In One of His Last Interviews as ABC Entertainment Chief, Paul Lee Said He Loves ‘Taking Risks’

Sat down with Adweek last month, before resigning today

In an OMG twist that wouldn't seem out of place on one of ABC's TGIT dramas, Paul Lee abruptly resigned as ABC Entertainment president today and was replaced by Channing Dungey.

The move was unexpected—Lee was already looking ahead to next season when he sat with Adweek last month for what turned out to be one of his final interviews as entertainment chief at the network. "I love taking risks … and sometimes we fall on our faces," Lee said, as he touched on his legacy at ABC. "You build networks … not over a season but over a course of years."

In excerpts from that interview, which was going to be published later this season, Lee talked about ABC's success in making family comedies, the network's "bizarrely advertiser-friendly" content and the recent series he fought to get on the air.

Adweek: ABC is the only broadcast network that still makes hit family comedies. What are you doing right that everyone else is doing wrong?
Paul Lee: In the end, it's all about voices. I inherited Modern Family, but it gave us a glimpse at how you could reinvent family comedy as a single cam with an incredibly smart combination of humor and heart. And heart is much more at the center of our brand than most of our competitors. It's what defines us. So that certainly shone a light where we could go.

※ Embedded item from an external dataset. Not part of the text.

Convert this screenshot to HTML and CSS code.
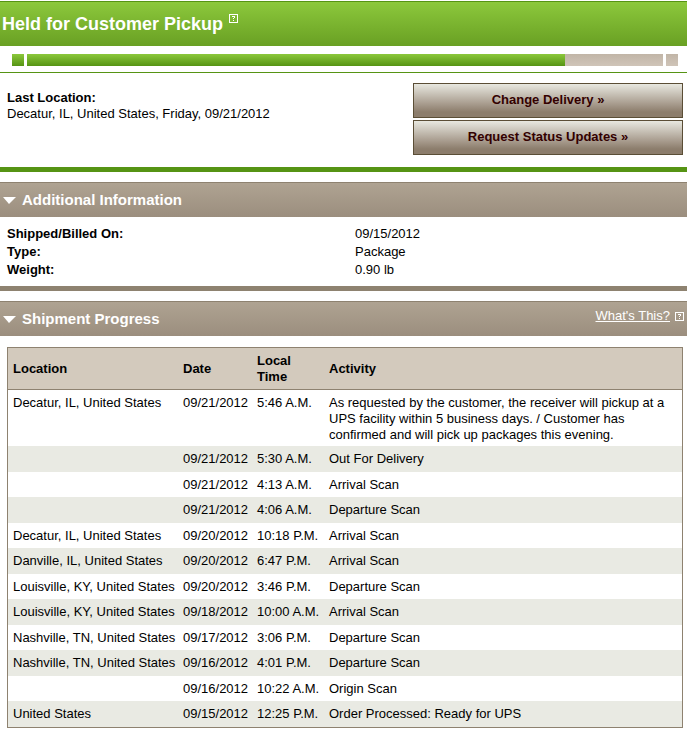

But then you have to find incredibly specific, authentic voices. You take [The Goldbergs creator] Adam Goldberg; you take DeAnn [Heline] and Eileen [Heisler, the creators of The Middle]; you take Kenya [Barris, the creator of Black-ish]; Nahnatchka [Khan, executive producer of Fresh Off the Boat]—these are all incredibly personal stories. Nahnatchka is an immigrant of Persian parents. She did not have too different a life from the life that that family has in Fresh Off the Boat. So they bring an authenticity to it, and that means you can run for 18 seasons. Because Adam Goldberg is only just getting started. I've seen the [home video] tapes [that the show is based on]. So I think it's that combination of going to areas that people haven't been before, like Black-ish or Dr. Ken or Fresh Off the Boat, occasionally leaning into race—we leant into it with Black-ish and Fresh Off the Boat—but doing it under an overall brand: smart with heart and family. Those are the three things that define our brand.

Kevin Reilly said TNT is reducing ad loads for its new series. How do you strike the right balance between content and advertising?
Kevin wasn't wrong. There are definitely networks—and we've seen it over the last 20 years, it's not just over the last three or four—that for short-term business needs feel that they have to clutter their air space. We felt very strongly when we came into the network that we should do the opposite and actually removed a great deal of clutter. That being said, the truth is that magnificent television has been made for 50 years, and people love not just Scandal, but NYPD Blue and all the way back to Dallas and All in the Family, and they are shows which have advertising in them. What's interesting is that some of our best storytelling on ABC, led by Shonda Rhimes, has learned how to turn cards extremely well as you go from one act to the other. That is a bizarrely advertiser-friendly world. Some of our best storytelling has been built on the rhythms of advertising.

What's your mind-set as you start to look ahead to next season?
First of all, I believe you build networks—not just broadcast networks—not over a season, but over a course of years. It's taken us five or six years to get to a position where our brand is immensely strong, and we're the No. 1 C3 entertainment network. And there are a number of principles that drive you and are particularly relevant as you get into May. One is a sense of building a stable schedule, and if you've watched what we've done over five years, we've gradually added new hours and new half hours to the schedule to the point where you have a real tremendous level of quality in every hour of the network, and that takes time. You build it hour after hour, night after night, until you have a Wednesday night, until you have a TGIT.

But it's a combination of stability and ambition. I mean, I love taking risks. We do it within our brand prism and focus, so we know what ABC is. We know it's sophisticated, emotional entertainment, but occasionally, you see us taking risks. And sometimes we fall on our faces with those risks. But one of the wonderful things about ABC is that there are networks that the executives benefit from not taking risks—this is not one of them. This is the network of Scandal, Black-ish, Desperate Housewives and Lost. It's a network that richly values the risk-taking of the decision makers. So we like to do a balance between stability and ambition as we go into it. … This is a long and complicated way of pointing to the truth where it's my job to pick the best shows each year. That sounds trite, but there are so many forces at work—internal, external, talent-driven and otherwise—that conspire for you not to necessarily pick up the best shows and put them in the best places. And it's really my job to say, "But that is the best show, and that is the best place to put it." I may get that wrong, but it's my job to try to be as pure with that decision making as I can be.

What's a recent example of where you held firm and fought to pick up the best show?
American Crime. There's a show that if you looked at the history of broadcast television wouldn't naturally get picked up. But you sit and look at a pilot like that, you look at the auspices, you look at the cast, and you look at the risks it takes, and you say, "This show should be on ABC." And I'm glad it is.